Controversies and debates
Coal ash and water quality: The Dan River coal ash spill highlighted the environmental risk associated with aging coal-plant waste storage. In response, regulators and the company pursued cleanup, containment improvements, and tighter rules governing storage and disposal of coal combustion residuals. The incident remains a touchstone in debates over the legacy costs of fossil-fuel generation and the pace at which utilities should transition to lower-emission resources. See coal ash and Dan River.
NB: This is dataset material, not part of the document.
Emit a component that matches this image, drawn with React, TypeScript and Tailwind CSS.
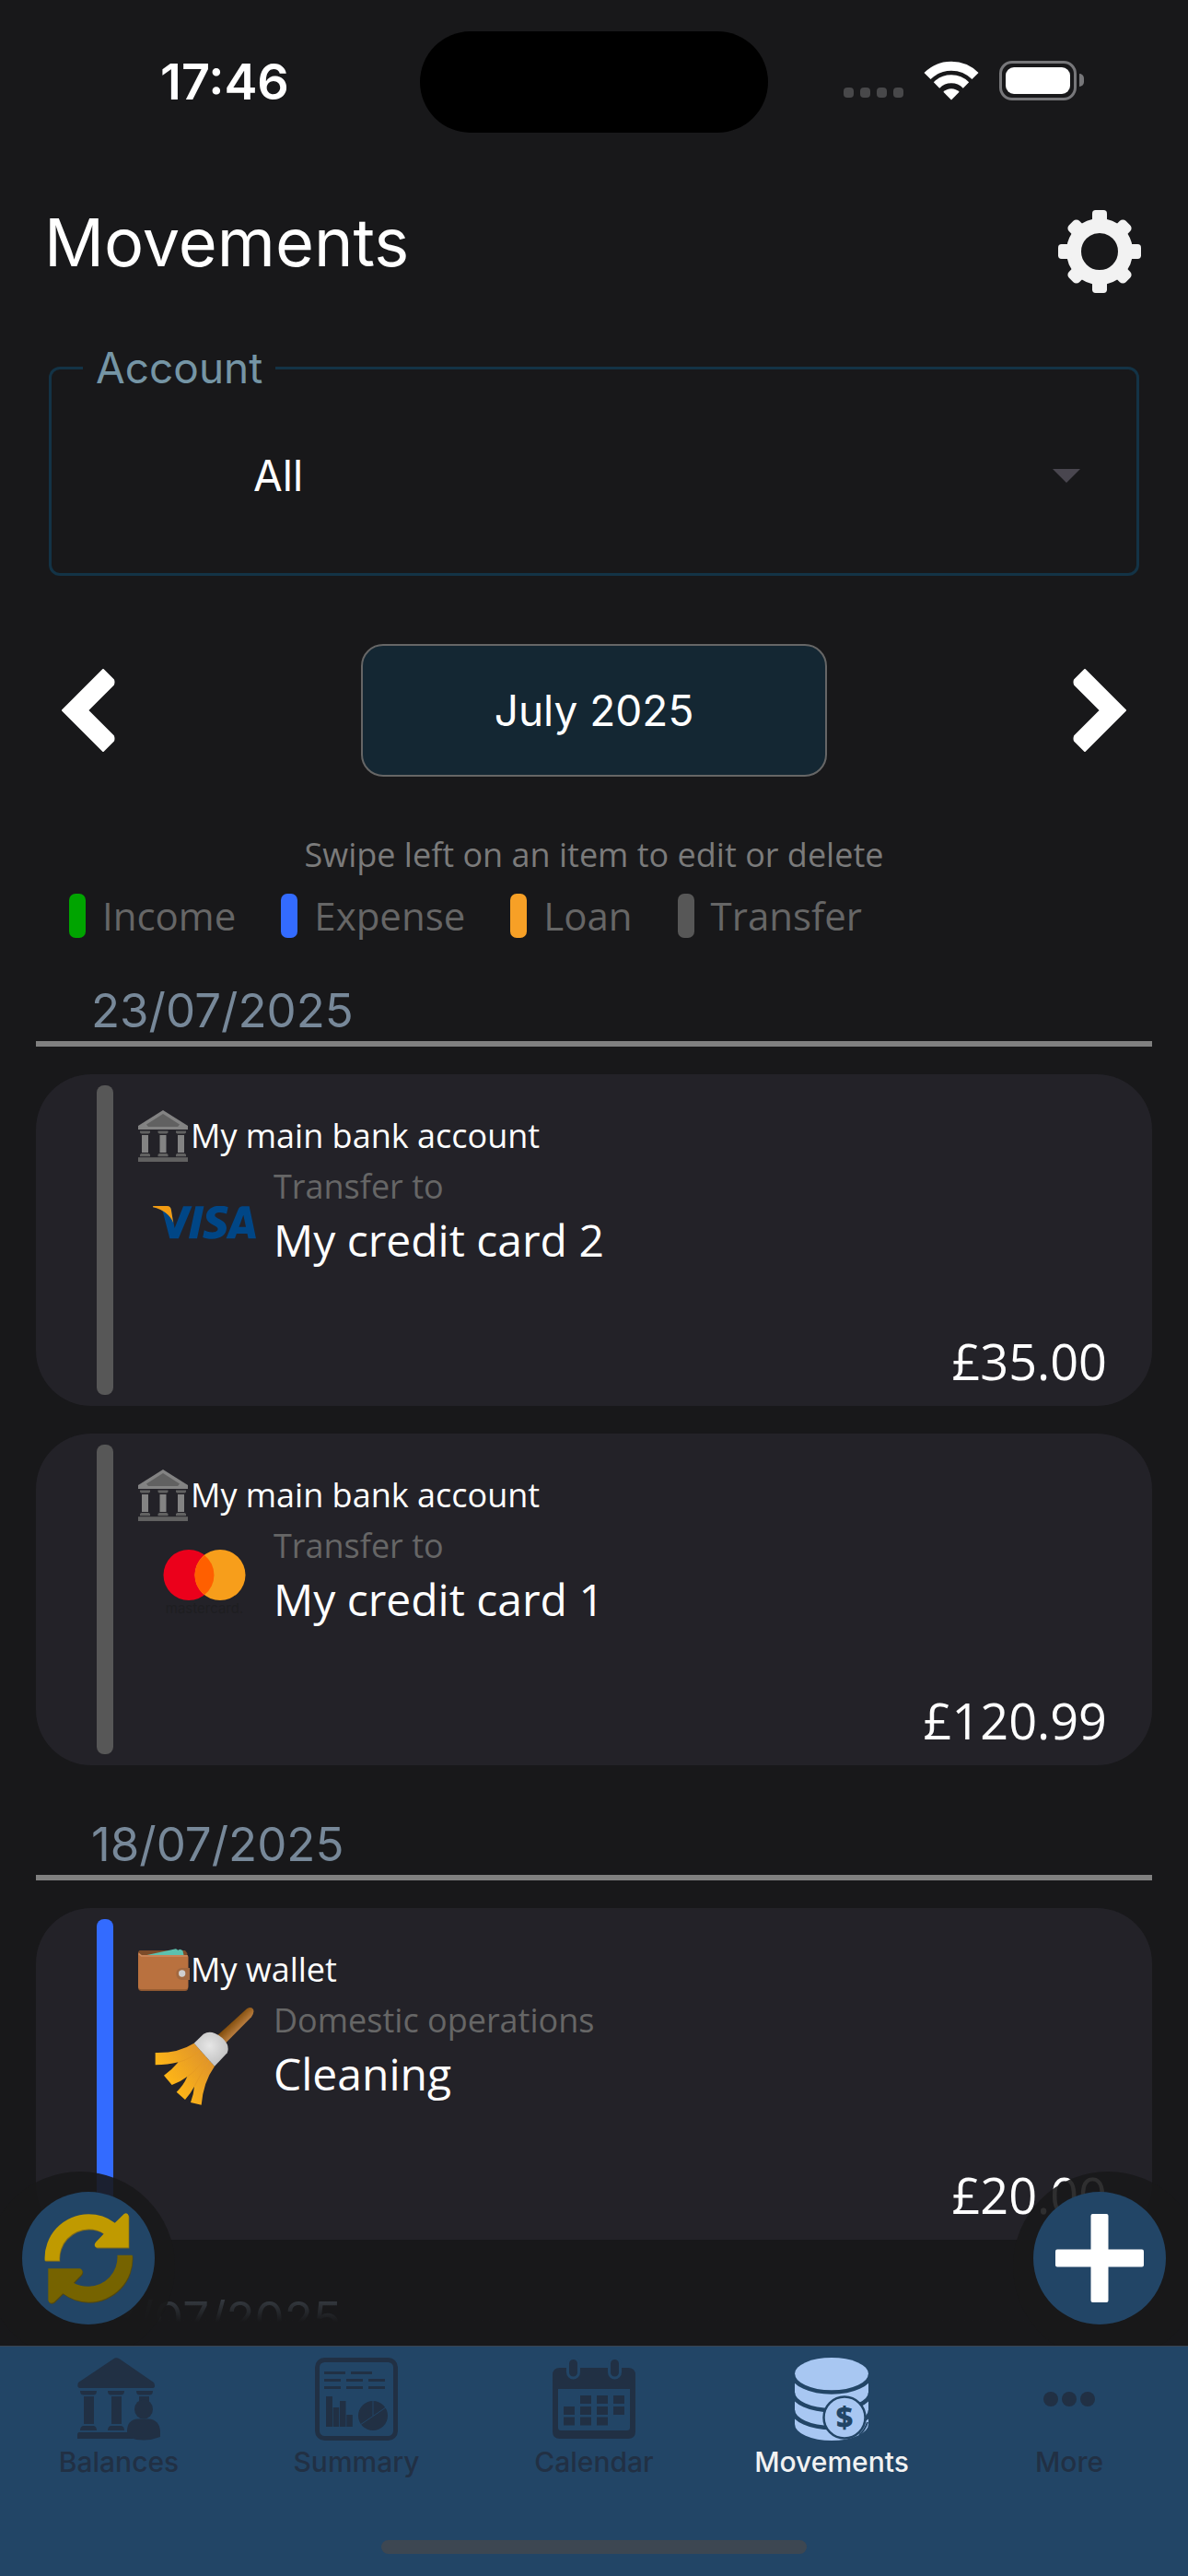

Reliability vs. affordability: As Duke Energy modernizes its grid, ratepayer bills can rise to fund capital projects. Supporters emphasize the long-term savings associated with improved reliability and reduced outage costs, while critics argue for more aggressive cost controls and faster deployment of low-cost generation. This tension reflects a broader national discussion about how to balance investment in the grid with short-term consumer affordability.
Emissions reduction and energy mix: The shift toward natural gas, nuclear, and renewables is framed by differing views on how quickly to reduce carbon intensity. Proponents contend that a steady transition maintains reliability and competitiveness, while opponents worry about grid stability and the economic impact of a rapidly changing resource mix. The company’s approach to decarbonization and its investment in renewables are debated in policy forums and among stakeholders in states where it operates. See carbon dioxide and solar power.
Regulation and market structure: Regulators and market participants continue to shape how much utility-scale versus market-driven generation is used, and how much customer choice is allowed within the framework of a regulated utility. The debates often center on rate design, performance incentives, and the balance between predictable returns for investors and consumer protections. See public utility commission.